Aerophones are one of the four main classes of instruments in the original Hornbostel–Sachs system of musical instrument classification, which further classifies aerophones by whether or not the vibrating air is contained within the instrument. The first class (41) includes instruments which, when played, do not contain the vibrating air. The bullroarer is one example. These are called free aerophones. This class includes (412.13) free reed instruments, such as the harmonica, but also many instruments unlikely to be called wind instruments at all by most people, such as sirens and whips. The second class (42) includes instruments that contain the vibrating air when being played. This class includes almost all instruments generally called wind instruments — including the didgeridoo, (423) brass instruments (e.g., trumpet, french horn, baritone horn, tuba, trombone), and (421 & 422) woodwind instruments (e.g., oboe, flute, saxophone, clarinet). The wind factor is not only provided by the players' lungs function. The organ and the mouth harmonica are also aerophones, both supplied with free reeds, which are blown by a mechanical system.

Additionally, very loud and impulsive sounds can be made by explosions directed into, or being detonated inside of resonant cavities. Detonations inside the calliope (and steam whistle), as well as the pyrophone, might thus be considered as class 42 instruments, despite the fact that the "wind" or "air" may be steam or an air-fuel mixture.

Other cases of aerophones with impulsive sounds are the boomwhackers and the so-called thongophones, made up of cylindrical pipes that are struck on the sides (boomwhackers) or extremes (thongophones), thus generating percussive aerophonic tones.[citation needed]

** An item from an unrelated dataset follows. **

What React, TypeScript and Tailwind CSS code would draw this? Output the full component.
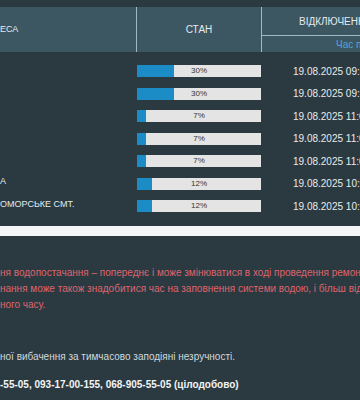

According to Ardal Powell, the flute is a simple instrument found in numerous ancient cultures. There are three legendary and archeologically verifiable birthplace sites of flutes: Egypt, Greece and India. Of these, the transverse flute (side-blown) appeared only in ancient India, while the fipple flutes are found in all three. It is likely, states Powell, that the modern Indian bansuri has not changed much since the early medieval era.